• [Task description]: Retype exactly what runs from the first line of the data to the line with "string; icon: string;", keeping both of those lines and skipping pictures.

◆ ◆ ◆ ◆ ◆ ◆ ◆

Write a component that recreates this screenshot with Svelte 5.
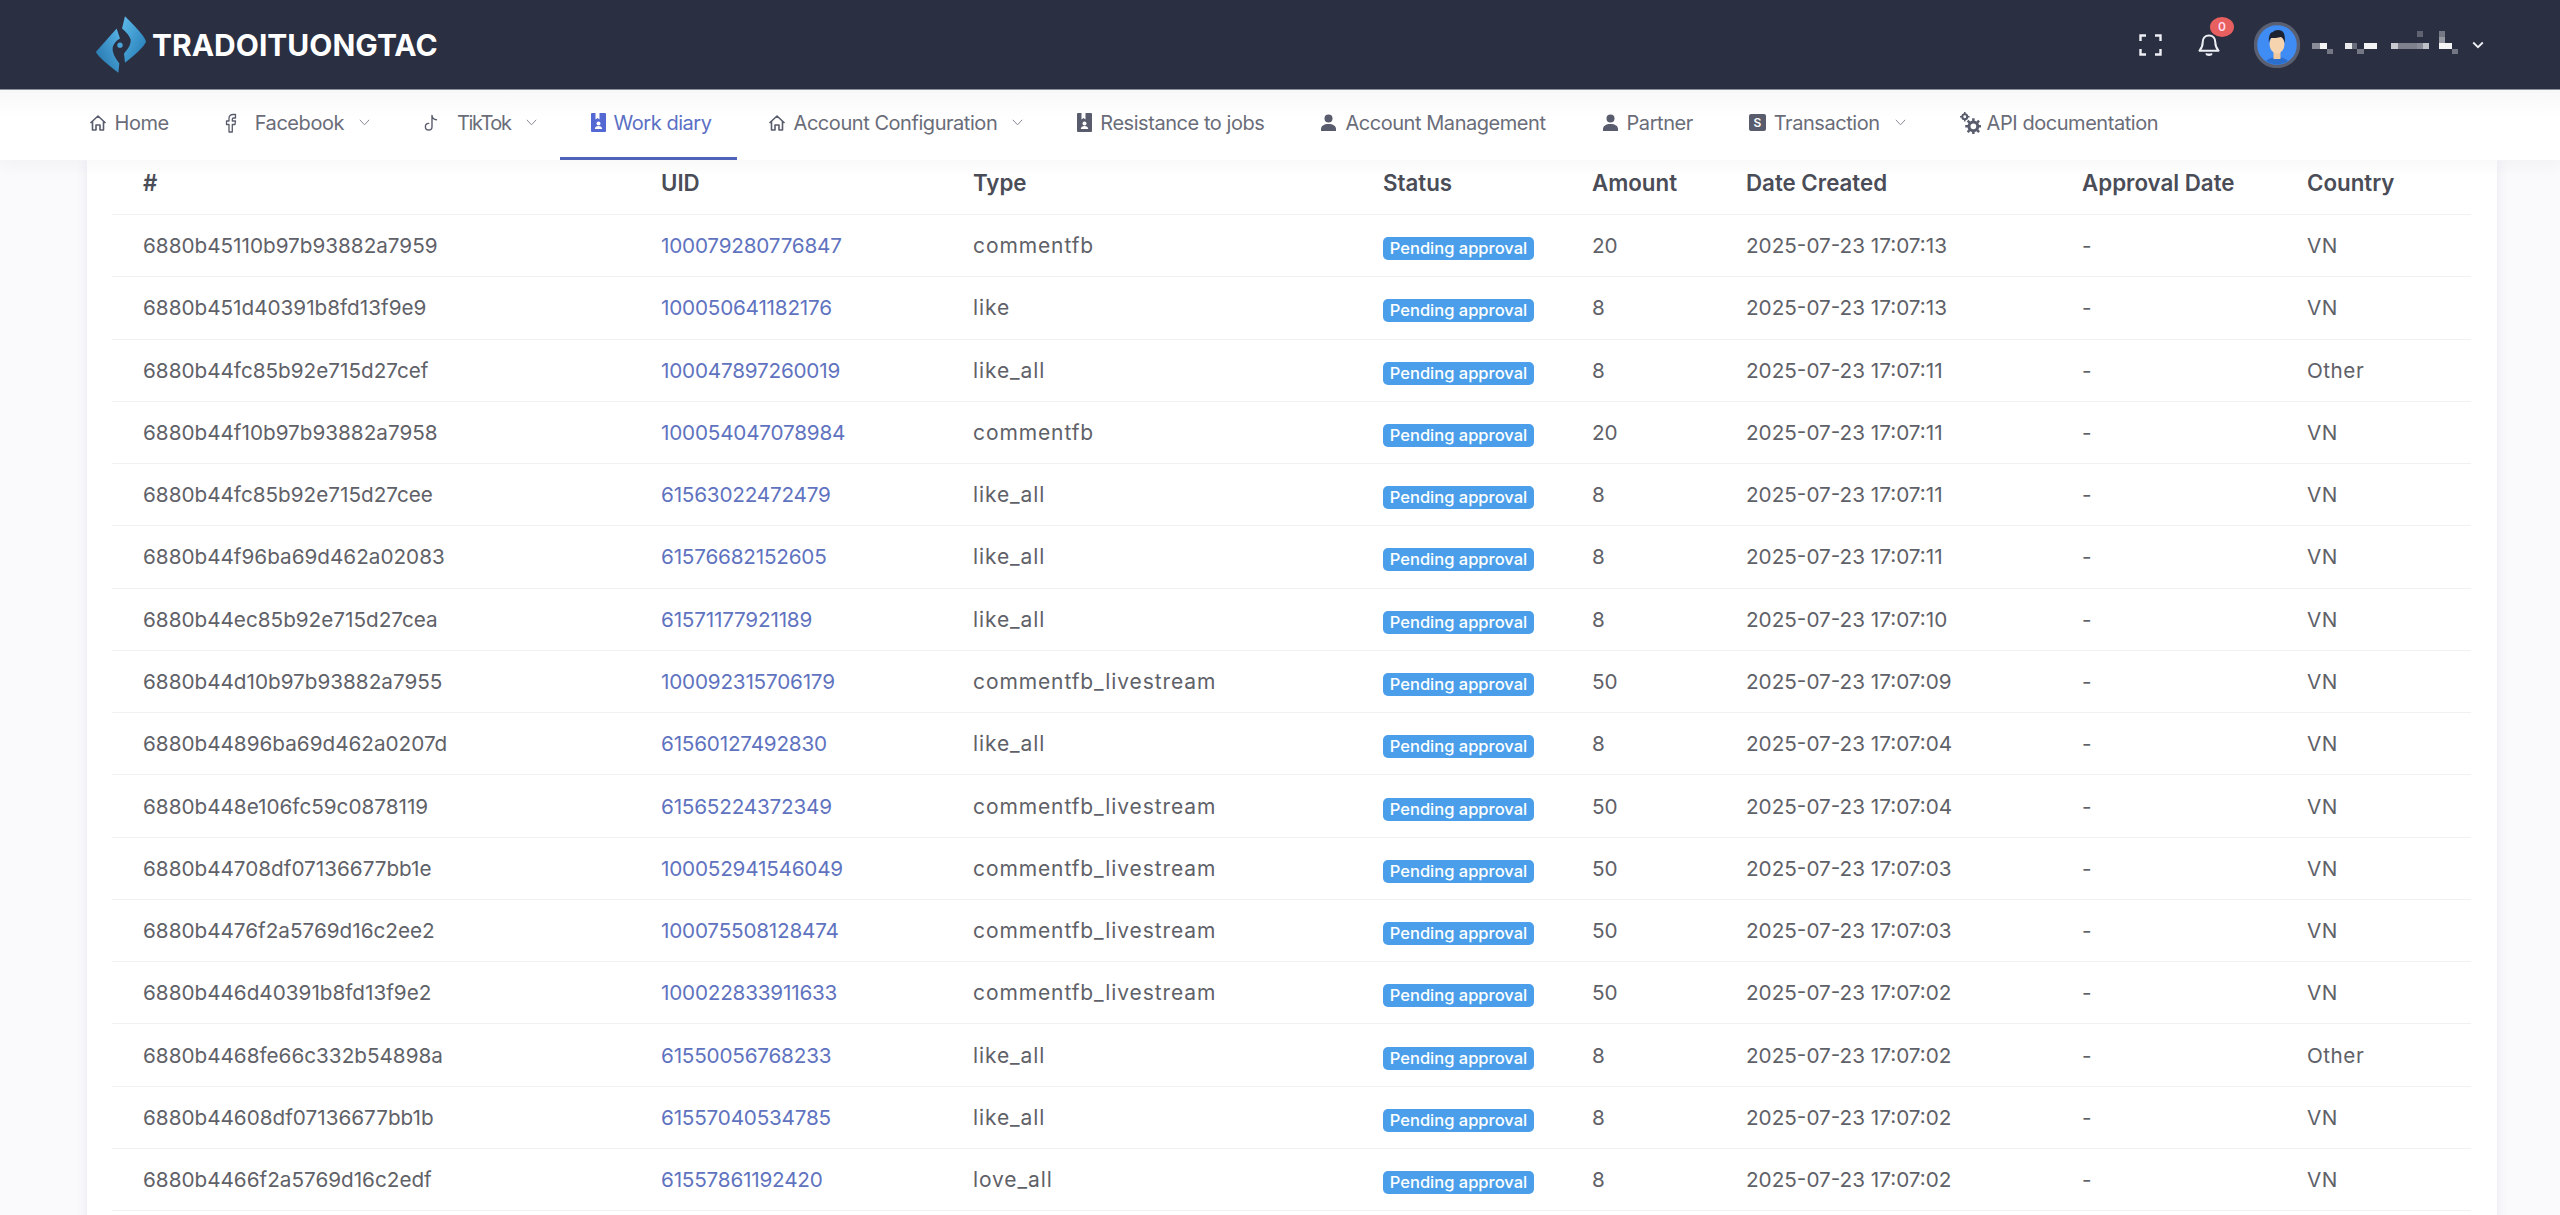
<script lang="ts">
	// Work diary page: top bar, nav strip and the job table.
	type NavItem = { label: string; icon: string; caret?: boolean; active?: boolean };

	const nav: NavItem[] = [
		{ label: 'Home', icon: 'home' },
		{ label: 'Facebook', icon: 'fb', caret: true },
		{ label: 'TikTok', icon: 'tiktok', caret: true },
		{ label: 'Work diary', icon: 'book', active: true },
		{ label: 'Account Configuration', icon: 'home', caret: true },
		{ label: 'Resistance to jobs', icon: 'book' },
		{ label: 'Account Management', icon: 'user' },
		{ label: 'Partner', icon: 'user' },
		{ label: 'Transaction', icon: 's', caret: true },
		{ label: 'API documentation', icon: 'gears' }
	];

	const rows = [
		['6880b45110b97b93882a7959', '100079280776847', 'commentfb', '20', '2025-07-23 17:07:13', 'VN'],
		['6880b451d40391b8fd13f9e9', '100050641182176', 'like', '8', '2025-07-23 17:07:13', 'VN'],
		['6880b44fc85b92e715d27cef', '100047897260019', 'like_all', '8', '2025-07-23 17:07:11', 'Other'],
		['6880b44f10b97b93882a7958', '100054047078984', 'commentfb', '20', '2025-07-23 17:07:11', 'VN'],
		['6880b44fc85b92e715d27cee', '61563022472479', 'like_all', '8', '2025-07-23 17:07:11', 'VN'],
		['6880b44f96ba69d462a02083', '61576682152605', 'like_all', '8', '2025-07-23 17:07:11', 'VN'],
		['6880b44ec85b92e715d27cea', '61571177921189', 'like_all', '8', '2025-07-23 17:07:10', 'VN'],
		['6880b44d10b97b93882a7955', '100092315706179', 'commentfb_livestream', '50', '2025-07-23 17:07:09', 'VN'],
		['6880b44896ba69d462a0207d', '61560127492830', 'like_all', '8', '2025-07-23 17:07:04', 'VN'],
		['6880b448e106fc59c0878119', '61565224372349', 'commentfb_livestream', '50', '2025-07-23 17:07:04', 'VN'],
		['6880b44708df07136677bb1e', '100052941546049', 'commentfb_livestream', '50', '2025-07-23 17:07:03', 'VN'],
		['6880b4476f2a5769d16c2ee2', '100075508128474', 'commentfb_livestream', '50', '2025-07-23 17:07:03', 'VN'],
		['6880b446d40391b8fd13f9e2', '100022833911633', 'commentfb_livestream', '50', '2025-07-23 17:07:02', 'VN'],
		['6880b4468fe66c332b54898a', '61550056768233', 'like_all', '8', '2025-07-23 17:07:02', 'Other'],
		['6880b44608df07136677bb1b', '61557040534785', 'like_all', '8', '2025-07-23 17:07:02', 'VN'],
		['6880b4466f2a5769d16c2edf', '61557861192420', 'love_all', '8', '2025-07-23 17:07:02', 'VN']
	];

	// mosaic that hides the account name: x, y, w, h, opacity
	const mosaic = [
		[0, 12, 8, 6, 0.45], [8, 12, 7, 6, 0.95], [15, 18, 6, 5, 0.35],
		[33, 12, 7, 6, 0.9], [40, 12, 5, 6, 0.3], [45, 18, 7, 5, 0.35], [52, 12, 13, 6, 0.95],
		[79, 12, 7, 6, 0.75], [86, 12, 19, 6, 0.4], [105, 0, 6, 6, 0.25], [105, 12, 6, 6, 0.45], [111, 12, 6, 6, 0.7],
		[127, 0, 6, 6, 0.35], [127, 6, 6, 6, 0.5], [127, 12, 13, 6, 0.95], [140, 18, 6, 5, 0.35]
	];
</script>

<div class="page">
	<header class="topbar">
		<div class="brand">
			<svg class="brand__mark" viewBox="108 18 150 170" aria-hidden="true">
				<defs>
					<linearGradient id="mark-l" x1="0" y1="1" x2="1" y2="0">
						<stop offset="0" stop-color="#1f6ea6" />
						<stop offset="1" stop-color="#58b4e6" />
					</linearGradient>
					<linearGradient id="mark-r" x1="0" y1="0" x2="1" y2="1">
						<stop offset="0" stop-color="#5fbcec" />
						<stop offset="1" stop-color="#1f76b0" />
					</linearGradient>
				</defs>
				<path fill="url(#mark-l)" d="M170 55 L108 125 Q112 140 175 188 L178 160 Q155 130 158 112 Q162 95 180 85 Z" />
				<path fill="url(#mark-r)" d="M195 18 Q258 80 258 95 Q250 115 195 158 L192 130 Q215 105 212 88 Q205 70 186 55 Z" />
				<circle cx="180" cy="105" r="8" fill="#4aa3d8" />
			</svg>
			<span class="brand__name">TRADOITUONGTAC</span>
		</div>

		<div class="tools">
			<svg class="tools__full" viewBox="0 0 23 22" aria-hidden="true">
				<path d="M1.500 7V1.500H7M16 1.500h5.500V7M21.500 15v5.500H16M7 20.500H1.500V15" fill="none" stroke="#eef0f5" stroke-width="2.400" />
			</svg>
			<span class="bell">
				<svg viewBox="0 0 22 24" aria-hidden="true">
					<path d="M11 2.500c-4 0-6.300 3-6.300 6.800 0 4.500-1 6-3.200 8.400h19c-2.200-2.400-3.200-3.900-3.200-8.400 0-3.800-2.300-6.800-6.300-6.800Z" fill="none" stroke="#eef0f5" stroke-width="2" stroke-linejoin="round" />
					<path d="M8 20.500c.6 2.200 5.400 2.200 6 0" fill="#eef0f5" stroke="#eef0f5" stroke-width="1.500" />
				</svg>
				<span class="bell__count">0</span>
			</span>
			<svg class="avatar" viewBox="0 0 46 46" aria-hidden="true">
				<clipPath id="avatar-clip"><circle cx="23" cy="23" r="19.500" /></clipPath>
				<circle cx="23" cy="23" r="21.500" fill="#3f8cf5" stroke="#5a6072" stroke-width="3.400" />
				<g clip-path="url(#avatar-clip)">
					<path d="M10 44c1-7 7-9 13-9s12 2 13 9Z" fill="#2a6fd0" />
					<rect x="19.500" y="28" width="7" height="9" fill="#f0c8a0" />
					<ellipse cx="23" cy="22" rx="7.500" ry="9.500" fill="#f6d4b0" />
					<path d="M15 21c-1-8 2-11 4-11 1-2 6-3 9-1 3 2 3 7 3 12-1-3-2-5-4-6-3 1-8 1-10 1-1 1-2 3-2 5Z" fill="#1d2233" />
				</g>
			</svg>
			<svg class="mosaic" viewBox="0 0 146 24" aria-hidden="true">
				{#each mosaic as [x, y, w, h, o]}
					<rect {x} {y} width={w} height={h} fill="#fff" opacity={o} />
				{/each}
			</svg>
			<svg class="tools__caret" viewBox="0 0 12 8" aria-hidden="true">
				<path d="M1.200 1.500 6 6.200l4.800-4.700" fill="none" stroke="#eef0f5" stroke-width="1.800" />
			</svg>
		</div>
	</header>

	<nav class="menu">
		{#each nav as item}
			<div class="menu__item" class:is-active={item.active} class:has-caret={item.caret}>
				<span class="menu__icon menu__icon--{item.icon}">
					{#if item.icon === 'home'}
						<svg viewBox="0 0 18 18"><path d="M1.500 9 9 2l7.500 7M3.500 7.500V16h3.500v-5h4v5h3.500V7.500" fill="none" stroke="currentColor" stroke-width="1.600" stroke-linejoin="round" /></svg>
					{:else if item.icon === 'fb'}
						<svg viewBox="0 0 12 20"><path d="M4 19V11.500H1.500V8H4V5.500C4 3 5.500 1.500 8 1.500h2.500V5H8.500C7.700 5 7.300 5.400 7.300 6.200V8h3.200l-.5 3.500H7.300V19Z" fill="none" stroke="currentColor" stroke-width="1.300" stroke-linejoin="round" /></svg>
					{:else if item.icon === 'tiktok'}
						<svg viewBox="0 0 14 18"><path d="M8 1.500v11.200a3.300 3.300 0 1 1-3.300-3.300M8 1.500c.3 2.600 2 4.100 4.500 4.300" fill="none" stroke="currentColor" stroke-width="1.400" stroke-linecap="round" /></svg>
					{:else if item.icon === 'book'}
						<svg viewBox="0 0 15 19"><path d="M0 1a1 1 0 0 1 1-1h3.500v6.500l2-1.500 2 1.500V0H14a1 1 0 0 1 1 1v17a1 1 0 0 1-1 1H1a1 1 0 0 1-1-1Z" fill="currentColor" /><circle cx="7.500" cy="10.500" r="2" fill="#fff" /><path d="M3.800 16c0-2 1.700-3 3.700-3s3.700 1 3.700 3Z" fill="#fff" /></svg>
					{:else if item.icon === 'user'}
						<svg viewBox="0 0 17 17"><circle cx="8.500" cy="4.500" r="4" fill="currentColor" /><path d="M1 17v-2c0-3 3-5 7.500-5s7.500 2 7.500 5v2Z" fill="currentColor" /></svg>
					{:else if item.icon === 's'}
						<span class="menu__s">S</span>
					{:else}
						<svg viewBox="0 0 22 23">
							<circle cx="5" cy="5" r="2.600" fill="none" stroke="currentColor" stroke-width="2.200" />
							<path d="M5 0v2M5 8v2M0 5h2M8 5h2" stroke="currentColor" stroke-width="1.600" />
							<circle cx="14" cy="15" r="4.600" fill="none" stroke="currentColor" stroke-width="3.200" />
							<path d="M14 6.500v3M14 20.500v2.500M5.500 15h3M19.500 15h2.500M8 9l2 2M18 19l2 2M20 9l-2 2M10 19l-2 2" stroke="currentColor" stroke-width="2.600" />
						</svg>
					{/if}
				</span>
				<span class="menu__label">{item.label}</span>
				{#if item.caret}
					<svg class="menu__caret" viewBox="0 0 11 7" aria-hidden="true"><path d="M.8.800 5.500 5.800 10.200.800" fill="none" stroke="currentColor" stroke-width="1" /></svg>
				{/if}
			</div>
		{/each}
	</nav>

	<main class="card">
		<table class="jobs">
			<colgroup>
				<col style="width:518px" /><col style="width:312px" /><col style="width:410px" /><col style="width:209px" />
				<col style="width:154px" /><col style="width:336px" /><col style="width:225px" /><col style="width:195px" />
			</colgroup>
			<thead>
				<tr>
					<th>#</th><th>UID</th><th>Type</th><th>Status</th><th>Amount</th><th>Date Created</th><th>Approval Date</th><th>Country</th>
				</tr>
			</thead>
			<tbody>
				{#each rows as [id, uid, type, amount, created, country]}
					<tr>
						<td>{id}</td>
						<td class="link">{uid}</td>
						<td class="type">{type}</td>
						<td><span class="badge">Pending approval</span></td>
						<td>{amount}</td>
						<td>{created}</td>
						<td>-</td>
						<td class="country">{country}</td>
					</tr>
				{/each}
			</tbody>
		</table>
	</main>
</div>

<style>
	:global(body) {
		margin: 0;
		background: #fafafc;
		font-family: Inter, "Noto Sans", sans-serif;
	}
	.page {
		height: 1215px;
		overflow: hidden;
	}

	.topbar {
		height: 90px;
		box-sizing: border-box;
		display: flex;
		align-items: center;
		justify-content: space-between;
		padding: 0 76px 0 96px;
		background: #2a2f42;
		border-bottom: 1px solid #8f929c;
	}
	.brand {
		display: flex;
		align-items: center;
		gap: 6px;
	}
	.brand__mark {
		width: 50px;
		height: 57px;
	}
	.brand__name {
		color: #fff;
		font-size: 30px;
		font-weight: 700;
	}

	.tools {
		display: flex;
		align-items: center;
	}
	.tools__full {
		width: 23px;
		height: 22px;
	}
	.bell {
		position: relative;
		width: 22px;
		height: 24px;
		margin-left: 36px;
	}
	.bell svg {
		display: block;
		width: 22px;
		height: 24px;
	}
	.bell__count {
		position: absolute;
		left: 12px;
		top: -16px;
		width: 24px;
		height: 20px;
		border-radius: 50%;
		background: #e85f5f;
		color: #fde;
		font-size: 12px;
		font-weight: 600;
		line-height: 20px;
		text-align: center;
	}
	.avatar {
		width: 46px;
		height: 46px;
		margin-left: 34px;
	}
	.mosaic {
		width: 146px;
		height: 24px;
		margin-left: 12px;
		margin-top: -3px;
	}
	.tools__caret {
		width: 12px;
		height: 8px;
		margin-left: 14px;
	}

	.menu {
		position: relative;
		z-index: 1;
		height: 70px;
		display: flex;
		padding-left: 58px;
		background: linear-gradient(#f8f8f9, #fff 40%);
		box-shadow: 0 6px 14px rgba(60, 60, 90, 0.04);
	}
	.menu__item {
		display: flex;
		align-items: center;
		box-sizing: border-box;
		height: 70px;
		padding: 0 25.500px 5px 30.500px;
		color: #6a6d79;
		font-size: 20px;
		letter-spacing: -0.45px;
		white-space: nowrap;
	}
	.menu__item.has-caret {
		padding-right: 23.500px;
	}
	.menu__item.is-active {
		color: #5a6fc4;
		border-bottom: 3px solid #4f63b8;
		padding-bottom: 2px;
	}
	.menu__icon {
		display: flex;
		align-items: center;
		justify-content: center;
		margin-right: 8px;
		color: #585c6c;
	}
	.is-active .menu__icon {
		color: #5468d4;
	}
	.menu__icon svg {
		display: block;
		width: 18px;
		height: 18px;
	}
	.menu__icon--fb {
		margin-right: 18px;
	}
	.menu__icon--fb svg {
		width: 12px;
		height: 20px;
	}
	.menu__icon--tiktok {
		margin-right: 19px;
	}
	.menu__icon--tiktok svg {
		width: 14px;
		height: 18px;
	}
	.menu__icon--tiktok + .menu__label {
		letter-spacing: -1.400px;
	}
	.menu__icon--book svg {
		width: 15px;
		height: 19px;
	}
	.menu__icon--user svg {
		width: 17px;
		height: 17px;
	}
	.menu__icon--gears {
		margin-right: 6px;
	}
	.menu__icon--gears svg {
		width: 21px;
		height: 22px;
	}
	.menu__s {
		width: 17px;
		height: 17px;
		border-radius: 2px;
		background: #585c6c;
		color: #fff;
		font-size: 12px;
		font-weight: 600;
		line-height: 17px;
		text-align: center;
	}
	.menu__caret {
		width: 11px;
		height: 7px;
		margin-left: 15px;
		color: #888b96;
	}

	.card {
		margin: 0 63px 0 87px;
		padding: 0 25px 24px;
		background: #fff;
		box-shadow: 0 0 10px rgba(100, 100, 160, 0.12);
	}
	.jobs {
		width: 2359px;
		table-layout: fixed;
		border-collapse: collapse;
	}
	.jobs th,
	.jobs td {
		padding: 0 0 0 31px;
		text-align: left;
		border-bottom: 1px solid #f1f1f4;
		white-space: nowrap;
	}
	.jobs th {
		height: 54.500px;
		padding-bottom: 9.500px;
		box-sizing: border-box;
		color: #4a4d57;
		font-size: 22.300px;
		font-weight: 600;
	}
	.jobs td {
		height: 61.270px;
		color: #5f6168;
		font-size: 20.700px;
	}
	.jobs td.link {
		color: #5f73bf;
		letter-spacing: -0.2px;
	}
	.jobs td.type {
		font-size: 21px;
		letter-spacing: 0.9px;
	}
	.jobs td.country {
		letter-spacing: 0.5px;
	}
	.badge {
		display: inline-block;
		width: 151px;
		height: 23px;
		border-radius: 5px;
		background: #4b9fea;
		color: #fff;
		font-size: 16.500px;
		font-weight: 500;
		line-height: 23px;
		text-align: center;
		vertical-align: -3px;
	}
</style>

◆ ◆ ◆ ◆ ◆ ◆ ◆

• [Final result]:
Write a component that recreates this screenshot with Svelte 5.
<script lang="ts">
	// Work diary page: top bar, nav strip and the job table.
	type NavItem = { label: string; icon: string; caret?: boolean; active?: boolean };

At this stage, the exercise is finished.